Canada Post begins unveiling stamps 'immortalizing' Indigenous leaders

·3 min read
A selection committee determined Harry Daniels, pictured on this stamp unveiled on Monday in Regina, would become one of three leaders featured on stamps to be released on June 21, National Indigenous Peoples Day. The image was created after consulting with his widow Cheryl Storkson and Indigenous leaders. (Richard Agecoutay/CBC News - image credit)
A selection committee determined Harry Daniels, pictured on this stamp unveiled on Monday in Regina, would become one of three leaders featured on stamps to be released on June 21, National Indigenous Peoples Day. The image was created after consulting with his widow Cheryl Storkson and Indigenous leaders. (Richard Agecoutay/CBC News - image credit)

Three figures from recent history are to be honoured by having their likenesses represented on stamps to be sold by Canada Post later this month.

A news release from Canada Post said the stamps, which will become available on June 21 — National Indigenous Peoples Day — feature Harry Daniels, Chief Marie-Anne Day Walker-Pelletier and Jose Kusugak in recognition for their commitment and contributions to the Métis, First Nations and Inuit communities they served.

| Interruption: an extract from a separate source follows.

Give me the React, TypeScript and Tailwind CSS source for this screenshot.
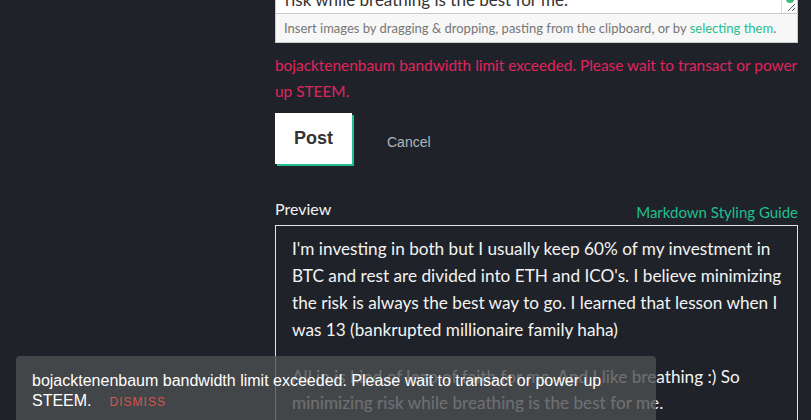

The stamp featuring Daniels, who died in 2004, was unveiled in Regina on Monday.

Cheryl Storkson, Daniels' widow, spoke with CBC Radio's Morning Edition before the ceremony.

"It just blew my mind, nearly 18 years later. It was just wonderful that he was being recognized," she said.

Storkson said Daniels was a "driven" man who was passionate about what he did, particularly around politics and fighting for Indigenous rights.

A Métis man from Saskatchewan, his legal battle, Daniels v. Canada, would lead to the recognition of Métis and non-status First Nations people as "Indians" as per Canada's constitution in 2016.

Métis Council of Prince Edward Island
Métis Council of Prince Edward Island

The decision meant all governments in Canada owed Métis and non-status First Nations a fiduciary responsibility and were required to consult with them on a collective basis.

In the early 1980s Daniels also successfully fought for recognition of Métis and non-status First Nations under section 35 of Canada's Constitution Act.

"I was just so completely, completely, over the moon knowing that, he belongs on that stamp," Storkson said.

"It's just a wonderful, wonderful feeling."

More leaders to be recognized

Two more Indigenous leaders will be featured on stamps released on June 21.

Jose Kusugak, an Inuk politician from Repulse Bay, Nunavut, will be the centre of a stamp unveiling on Tuesday evening in Rankin Inlet, Nunavut.

Kusugak, a defender of Inuit rights, language and culture, died in 2011.

He was the president of the Kivalliq Inuit Association, president of the Inuit Tapiriit Kanatami and president of Nunavut Tunngavik Inc. when that organization led the implementation of the land claim that led to the creation of Nunavut in 1999.

The second Indigenous person in Saskatchewan to be honoured this year is Chief Marie-Anne Day Walker-Pelletier from Okanese First Nation.

The unveiling of her stamp will be in Fort Qu'Appelle, Sask., on Wednesday morning.

Day Walker-Pelletier, Canada's longest serving chief, worked as an elected official in Okanese, located roughly 90 kilometres east of Regina, for nearly 40 years.

First elected in the early 1980s when she was 26-years-old, she previously told CBC News she initially hoped to serve her community for four years. She retired in the summer of 2020.

A former chair of the then-Federation of Saskatchewan Indian Nations, her efforts at home revolved around reuniting Indigenous families with their children in care. She helped the Okanese First Nation define and write its own legislation regarding child and family services.

Day Walker-Pelletier was honoured by the Order of Canada in 2018, Canada's highest civilian honour, awarded to those who went above and beyond in serving their communities.

'Immortalizing' Indigenous leaders

Canada Post's prairie operations general manager Ben McCutcheon attended Monday's event recognizing Daniels.

"I look at a postage stamp as more than just a stamp, it's immortalizing those leaders and tells their story," he said.

"It's more than just a picture."

Courtesy of Treaty 4 News
Courtesy of Treaty 4 News

Selecting who goes on the stamps takes years, he said, and is decided by a committee. He said Storkson and Indigenous leaders who shared stories about Daniels were among those consulted on his selection.

McCutcheon said the stamps released on June 21 are part of a series from Canada Post commemorating Indigenous leaders and events related to Indigenous history.